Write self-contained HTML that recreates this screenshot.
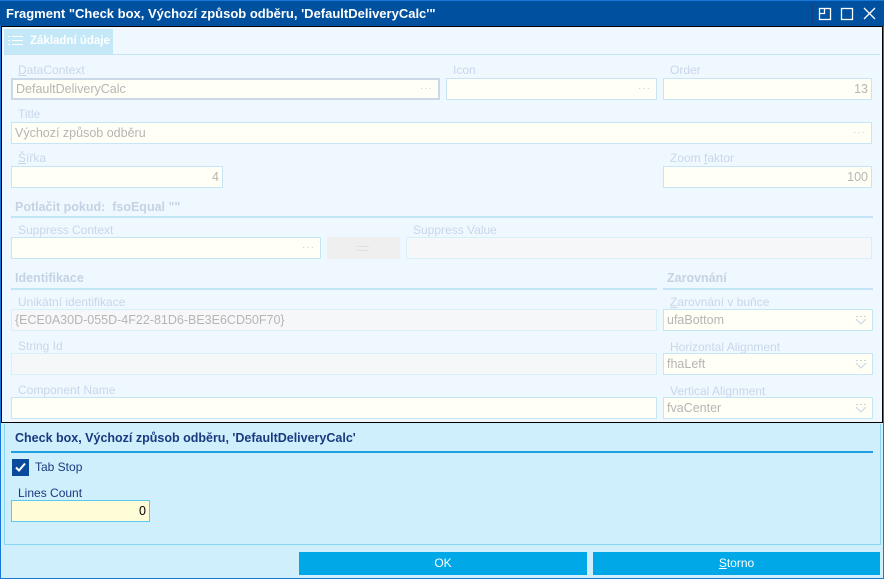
<!DOCTYPE html>
<html><head><meta charset="utf-8"><style>
*{box-sizing:border-box;margin:0;padding:0}
body{width:884px;height:579px;overflow:hidden;background:#d0effc;font-family:"Liberation Sans",sans-serif;font-size:12px;position:relative}
.a{position:absolute}
.lbl{position:absolute;color:#c8d6ea;font-size:12px;line-height:14px;white-space:nowrap}
.in{position:absolute;height:22px;background:#fffff6;border:1px solid #c4e6f6;color:#b8b4b4;font-size:12.5px;line-height:20px;padding:0 3px;white-space:nowrap}
.g{background:#f6f7f8;border-color:#d8eef8}
.r{text-align:right}
.dots{position:absolute;right:5px;top:0;color:#c8ccd8;font-size:10px;letter-spacing:1px}
.hdr{position:absolute;color:#c4d2e4;font-weight:bold;font-size:12.5px;white-space:nowrap}
.line{position:absolute;height:2px;background:#c2e6f6}
.cb{position:absolute;right:5px;top:5px;width:12px;height:10px}
</style></head><body>
<div class="a" style="left:0;top:0;width:884px;height:579px;border:1px solid #1a78d8;border-top:none"></div>
<div class="a" style="left:0;top:0;width:884px;height:26px;background:#0050a0;color:#fff;font-weight:bold;font-size:13px;line-height:26px;padding-left:6px;border-top:1px solid #1a78d8;white-space:nowrap">Fragment "Check box, Výchozí způsob odběru, 'DefaultDeliveryCalc'"</div>
<div class="a" style="left:812px;top:3px;width:1px;height:20px;background:#1a3f78"></div>
<svg class="a" style="left:818px;top:6px" width="64" height="16" viewBox="0 0 64 16" fill="none" stroke="#fff" stroke-width="1.3">
<rect x="1.5" y="2.5" width="11" height="11"/><path d="M1.5 7.5h5v-5"/>
<rect x="23.5" y="2.5" width="11" height="11"/>
<path d="M46 2l11 11M57 2L46 13"/></svg>
<div class="a" style="left:1px;top:26px;width:882px;height:397px;background:#f0f8ff;border:1px solid #000"></div>
<div class="a" style="left:4px;top:29px;width:109px;height:25px;background:#c4e8f8;color:#fff;font-weight:bold;font-size:11.5px;line-height:25px;padding-left:26px;white-space:nowrap">Základní údaje</div>
<svg class="a" style="left:8px;top:35px" width="16" height="12" stroke="#fff" stroke-width="1"><path d="M0 1.5h2M4 1.5h11M0 5.5h2M4 5.5h11M0 9.5h2M4 9.5h11"/></svg>
<div class="line" style="left:4px;top:54px;width:876px;height:1px"></div>

<div class="lbl" style="left:18px;top:63px"><u>D</u>ataContext</div>
<div class="in" style="left:11px;top:78px;width:429px;border:2px solid #cad8e8;line-height:18px">DefaultDeliveryCalc<span class="dots">···</span></div>
<div class="lbl" style="left:453px;top:63px">Icon</div>
<div class="in" style="left:446px;top:78px;width:211px"><span class="dots">···</span></div>
<div class="lbl" style="left:670px;top:63px">Order</div>
<div class="in r" style="left:663px;top:78px;width:209px">13</div>

<div class="lbl" style="left:18px;top:107px">Title</div>
<div class="in" style="left:11px;top:122px;width:861px">Výchozí způsob odběru<span class="dots">···</span></div>

<div class="lbl" style="left:18px;top:151px"><u>Š</u>ířka</div>
<div class="in r" style="left:11px;top:166px;width:212px">4</div>
<div class="lbl" style="left:670px;top:151px">Zoom <u>f</u>aktor</div>
<div class="in r" style="left:663px;top:166px;width:209px">100</div>

<div class="hdr" style="left:15px;top:200px">Potlačit pokud:&nbsp; fsoEqual ""</div>
<div class="line" style="left:11px;top:216px;width:862px"></div>
<div class="lbl" style="left:18px;top:223px">Suppress Context</div>
<div class="in" style="left:11px;top:237px;width:310px"><span class="dots">···</span></div>
<div class="a" style="left:327px;top:237px;width:73px;height:22px;background:#efefef"><div class="a" style="left:30px;top:9px;width:12px;height:1px;background:#e0e0e0"></div><div class="a" style="left:30px;top:13px;width:12px;height:1px;background:#e0e0e0"></div></div>
<div class="lbl" style="left:413px;top:223px">Suppress Value</div>
<div class="in g" style="left:406px;top:237px;width:466px"></div>

<div class="hdr" style="left:15px;top:271px">Identifikace</div>
<div class="line" style="left:11px;top:288px;width:646px"></div>
<div class="hdr" style="left:667px;top:271px">Zarovnání</div>
<div class="line" style="left:663px;top:288px;width:210px"></div>

<div class="lbl" style="left:18px;top:295px">Unikátní identifikace</div>
<div class="in g" style="left:11px;top:309px;width:646px">{ECE0A30D-055D-4F22-81D6-BE3E6CD50F70}</div>
<div class="lbl" style="left:18px;top:339px">String Id</div>
<div class="in g" style="left:11px;top:353px;width:646px"></div>
<div class="lbl" style="left:18px;top:383px">Component Name</div>
<div class="in" style="left:11px;top:397px;width:646px"></div>

<div class="lbl" style="left:670px;top:295px"><u>Z</u>arovnání v buňce</div>
<div class="in" style="left:663px;top:309px;width:210px">ufaBottom<svg class="cb" viewBox="0 0 12 10" fill="none" stroke="#c8d4e4"><path d="M1 1.5h2M5 1.5h2M9 1.5h2M1 4l5 5 5-5"/></svg></div>
<div class="lbl" style="left:670px;top:340px">Horizontal Alignment</div>
<div class="in" style="left:663px;top:353px;width:210px">fhaLeft<svg class="cb" viewBox="0 0 12 10" fill="none" stroke="#c8d4e4"><path d="M1 1.5h2M5 1.5h2M9 1.5h2M1 4l5 5 5-5"/></svg></div>
<div class="lbl" style="left:670px;top:384px">Vertical Alignment</div>
<div class="in" style="left:663px;top:397px;width:210px">fvaCenter<svg class="cb" viewBox="0 0 12 10" fill="none" stroke="#c8d4e4"><path d="M1 1.5h2M5 1.5h2M9 1.5h2M1 4l5 5 5-5"/></svg></div>

<div class="a" style="left:4px;top:424px;width:877px;height:121px;border:1px solid #8ad4f4;border-top:none"></div>
<div class="a" style="left:15px;top:431px;color:#1a3a80;font-weight:bold;font-size:12.5px;white-space:nowrap">Check box, Výchozí způsob odběru, 'DefaultDeliveryCalc'</div>
<div class="a" style="left:11px;top:451px;width:862px;height:2px;background:#1ea0e0"></div>
<div class="a" style="left:12px;top:459px;width:17px;height:17px;background:#0a4a9c"></div>
<svg class="a" style="left:14px;top:461px" width="13" height="13" fill="none" stroke="#fff" stroke-width="2"><path d="M2 6.5l3 3 6-7"/></svg>
<div class="a" style="left:35px;top:460px;color:#1a3a80">Tab Stop</div>
<div class="a" style="left:18px;top:486px;color:#1a3a80">Lines Count</div>
<div class="in r" style="left:11px;top:500px;width:139px;background:#fffcd8;border-color:#5ac8f0;color:#000">0</div>

<div class="a" style="left:299px;top:552px;width:288px;height:23px;background:#00a8e8;color:#fff;text-align:center;line-height:23px">OK</div>
<div class="a" style="left:593px;top:552px;width:287px;height:23px;background:#00a8e8;color:#fff;text-align:center;line-height:23px"><u>S</u>torno</div>
</body></html>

· · · · ·

# EXERCISE OBJECTIVE
Quote the material exactly. Pictures stay out.

# EXERCISE OUTPUT
Write self-contained HTML that recreates this screenshot.
<!DOCTYPE html>
<html><head><meta charset="utf-8"><style>
*{box-sizing:border-box;margin:0;padding:0}
body{width:884px;height:579px;overflow:hidden;background:#d0effc;font-family:"Liberation Sans",sans-serif;font-size:12px;position:relative}
.a{position:absolute}
.lbl{position:absolute;color:#c8d6ea;font-size:12px;line-height:14px;white-space:nowrap}
.in{position:absolute;height:22px;background:#fffff6;border:1px solid #c4e6f6;color:#b8b4b4;font-size:12.5px;line-height:20px;padding:0 3px;white-space:nowrap}
.g{background:#f6f7f8;border-color:#d8eef8}
.r{text-align:right}
.dots{position:absolute;right:5px;top:0;color:#c8ccd8;font-size:10px;letter-spacing:1px}
.hdr{position:absolute;color:#c4d2e4;font-weight:bold;font-size:12.5px;white-space:nowrap}
.line{position:absolute;height:2px;background:#c2e6f6}
.cb{position:absolute;right:5px;top:5px;width:12px;height:10px}
</style></head><body>
<div class="a" style="left:0;top:0;width:884px;height:579px;border:1px solid #1a78d8;border-top:none"></div>
<div class="a" style="left:0;top:0;width:884px;height:26px;background:#0050a0;color:#fff;font-weight:bold;font-size:13px;line-height:26px;padding-left:6px;border-top:1px solid #1a78d8;white-space:nowrap">Fragment "Check box, Výchozí způsob odběru, 'DefaultDeliveryCalc'"</div>
<div class="a" style="left:812px;top:3px;width:1px;height:20px;background:#1a3f78"></div>
<svg class="a" style="left:818px;top:6px" width="64" height="16" viewBox="0 0 64 16" fill="none" stroke="#fff" stroke-width="1.3">
<rect x="1.5" y="2.5" width="11" height="11"/><path d="M1.5 7.5h5v-5"/>
<rect x="23.5" y="2.5" width="11" height="11"/>
<path d="M46 2l11 11M57 2L46 13"/></svg>
<div class="a" style="left:1px;top:26px;width:882px;height:397px;background:#f0f8ff;border:1px solid #000"></div>
<div class="a" style="left:4px;top:29px;width:109px;height:25px;background:#c4e8f8;color:#fff;font-weight:bold;font-size:11.5px;line-height:25px;padding-left:26px;white-space:nowrap">Základní údaje</div>
<svg class="a" style="left:8px;top:35px" width="16" height="12" stroke="#fff" stroke-width="1"><path d="M0 1.5h2M4 1.5h11M0 5.5h2M4 5.5h11M0 9.5h2M4 9.5h11"/></svg>
<div class="line" style="left:4px;top:54px;width:876px;height:1px"></div>

<div class="lbl" style="left:18px;top:63px"><u>D</u>ataContext</div>
<div class="in" style="left:11px;top:78px;width:429px;border:2px solid #cad8e8;line-height:18px">DefaultDeliveryCalc<span class="dots">···</span></div>
<div class="lbl" style="left:453px;top:63px">Icon</div>
<div class="in" style="left:446px;top:78px;width:211px"><span class="dots">···</span></div>
<div class="lbl" style="left:670px;top:63px">Order</div>
<div class="in r" style="left:663px;top:78px;width:209px">13</div>

<div class="lbl" style="left:18px;top:107px">Title</div>
<div class="in" style="left:11px;top:122px;width:861px">Výchozí způsob odběru<span class="dots">···</span></div>

<div class="lbl" style="left:18px;top:151px"><u>Š</u>ířka</div>
<div class="in r" style="left:11px;top:166px;width:212px">4</div>
<div class="lbl" style="left:670px;top:151px">Zoom <u>f</u>aktor</div>
<div class="in r" style="left:663px;top:166px;width:209px">100</div>

<div class="hdr" style="left:15px;top:200px">Potlačit pokud:&nbsp; fsoEqual ""</div>
<div class="line" style="left:11px;top:216px;width:862px"></div>
<div class="lbl" style="left:18px;top:223px">Suppress Context</div>
<div class="in" style="left:11px;top:237px;width:310px"><span class="dots">···</span></div>
<div class="a" style="left:327px;top:237px;width:73px;height:22px;background:#efefef"><div class="a" style="left:30px;top:9px;width:12px;height:1px;background:#e0e0e0"></div><div class="a" style="left:30px;top:13px;width:12px;height:1px;background:#e0e0e0"></div></div>
<div class="lbl" style="left:413px;top:223px">Suppress Value</div>
<div class="in g" style="left:406px;top:237px;width:466px"></div>

<div class="hdr" style="left:15px;top:271px">Identifikace</div>
<div class="line" style="left:11px;top:288px;width:646px"></div>
<div class="hdr" style="left:667px;top:271px">Zarovnání</div>
<div class="line" style="left:663px;top:288px;width:210px"></div>

<div class="lbl" style="left:18px;top:295px">Unikátní identifikace</div>
<div class="in g" style="left:11px;top:309px;width:646px">{ECE0A30D-055D-4F22-81D6-BE3E6CD50F70}</div>
<div class="lbl" style="left:18px;top:339px">String Id</div>
<div class="in g" style="left:11px;top:353px;width:646px"></div>
<div class="lbl" style="left:18px;top:383px">Component Name</div>
<div class="in" style="left:11px;top:397px;width:646px"></div>

<div class="lbl" style="left:670px;top:295px"><u>Z</u>arovnání v buňce</div>
<div class="in" style="left:663px;top:309px;width:210px">ufaBottom<svg class="cb" viewBox="0 0 12 10" fill="none" stroke="#c8d4e4"><path d="M1 1.5h2M5 1.5h2M9 1.5h2M1 4l5 5 5-5"/></svg></div>
<div class="lbl" style="left:670px;top:340px">Horizontal Alignment</div>
<div class="in" style="left:663px;top:353px;width:210px">fhaLeft<svg class="cb" viewBox="0 0 12 10" fill="none" stroke="#c8d4e4"><path d="M1 1.5h2M5 1.5h2M9 1.5h2M1 4l5 5 5-5"/></svg></div>
<div class="lbl" style="left:670px;top:384px">Vertical Alignment</div>
<div class="in" style="left:663px;top:397px;width:210px">fvaCenter<svg class="cb" viewBox="0 0 12 10" fill="none" stroke="#c8d4e4"><path d="M1 1.5h2M5 1.5h2M9 1.5h2M1 4l5 5 5-5"/></svg></div>

<div class="a" style="left:4px;top:424px;width:877px;height:121px;border:1px solid #8ad4f4;border-top:none"></div>
<div class="a" style="left:15px;top:431px;color:#1a3a80;font-weight:bold;font-size:12.5px;white-space:nowrap">Check box, Výchozí způsob odběru, 'DefaultDeliveryCalc'</div>
<div class="a" style="left:11px;top:451px;width:862px;height:2px;background:#1ea0e0"></div>
<div class="a" style="left:12px;top:459px;width:17px;height:17px;background:#0a4a9c"></div>
<svg class="a" style="left:14px;top:461px" width="13" height="13" fill="none" stroke="#fff" stroke-width="2"><path d="M2 6.5l3 3 6-7"/></svg>
<div class="a" style="left:35px;top:460px;color:#1a3a80">Tab Stop</div>
<div class="a" style="left:18px;top:486px;color:#1a3a80">Lines Count</div>
<div class="in r" style="left:11px;top:500px;width:139px;background:#fffcd8;border-color:#5ac8f0;color:#000">0</div>

<div class="a" style="left:299px;top:552px;width:288px;height:23px;background:#00a8e8;color:#fff;text-align:center;line-height:23px">OK</div>
<div class="a" style="left:593px;top:552px;width:287px;height:23px;background:#00a8e8;color:#fff;text-align:center;line-height:23px"><u>S</u>torno</div>
</body></html>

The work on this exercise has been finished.